SOLUBILITY OF SOLUTION

Introduction and Summary

Have you ever wondered why oil and water don't mix while sugar and water do? The answer to that question, and many others, comes from an analysis of the factors affecting solubility--the propensity of a solute to form a solution with a given solvent. A thermodynamic cycle constructed for the formation of a solution shows that a solution will form when the strength of the interaction (from dipole-dipole, van der Waals, hydrogen bonding, etc.) between solvent and solute is greater than the energies of the separated solute and solvent. The strength of that solute-solvent interaction is largely determined by the structures of the solvent and the solute.
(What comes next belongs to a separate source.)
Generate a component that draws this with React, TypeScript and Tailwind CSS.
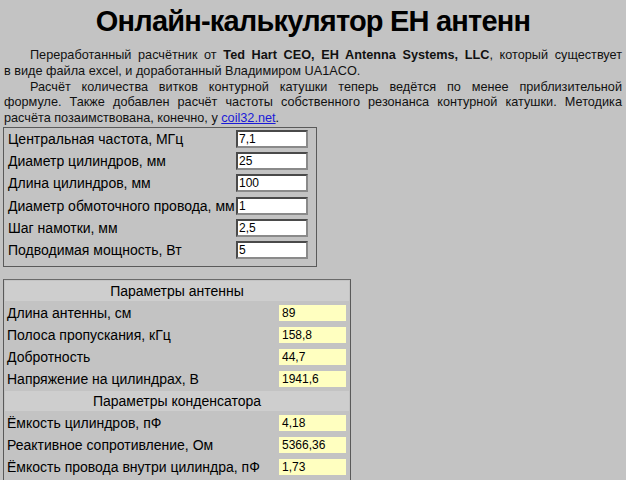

Like dissolves like--only solutes with similar properties or structural features in common with the solvent will be dissolved.

The solubility of solids in aqueous solution, generally increases with the temperature of the solution. There are a few exceptions to this rule, such as Na₂SO₄ and all gasses. That temperature effect is governed by the entropy of solution. Solids become less ordered when dissolved in water giving a positive ΔS_soln. Because ΔG = ΔH - TΔS, a positive entropy term will lead to an increase in solubility with increasing temperature. Gasses become more ordered when dissolved in water (due to the large negative change in volume for the gas) so they have negative entropies of solvation Therefore, gasses have a decreasing solubility with increasing temperature.
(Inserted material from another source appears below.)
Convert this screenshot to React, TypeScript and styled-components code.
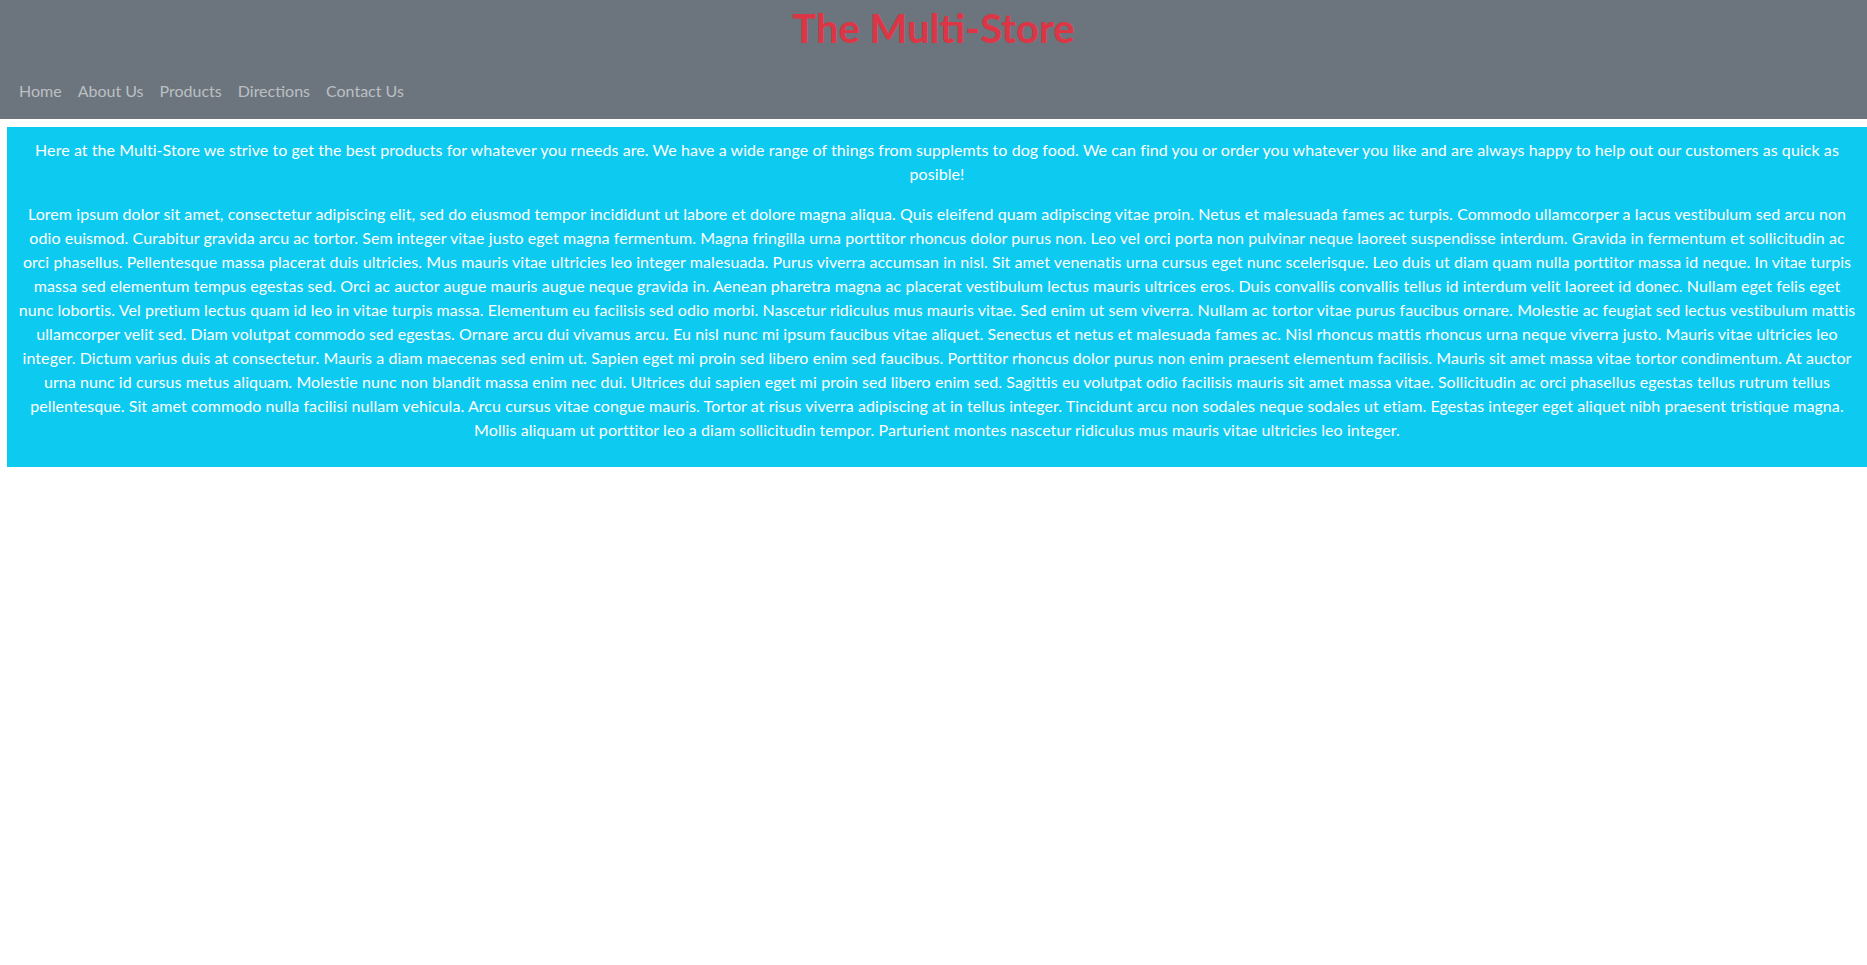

However, it is possible to increase the solubility of a gas in a given solvent by increasing the pressure of the gas above the solvent. That effect reduces the size of the negative entropy of solvation for gasses by increasing the order of the gas in the gas phase. The equation that describes this effect is called Henry's law.

Terms

Concentration - The amount of solute dissolved in a given amount of solvent.

Dissolve - To become a part of a solution.

Enthalpy of Solution - The amount of heat absorbed upon the formation of a solution by a solute and a solvent.

Entropy of Solution - The amount of disorder created by the formation of a solution by a solute and a solvent.

Henry's Law - The solubility of a gas in a solvent is proportional to the pressure of the gas above the solvent.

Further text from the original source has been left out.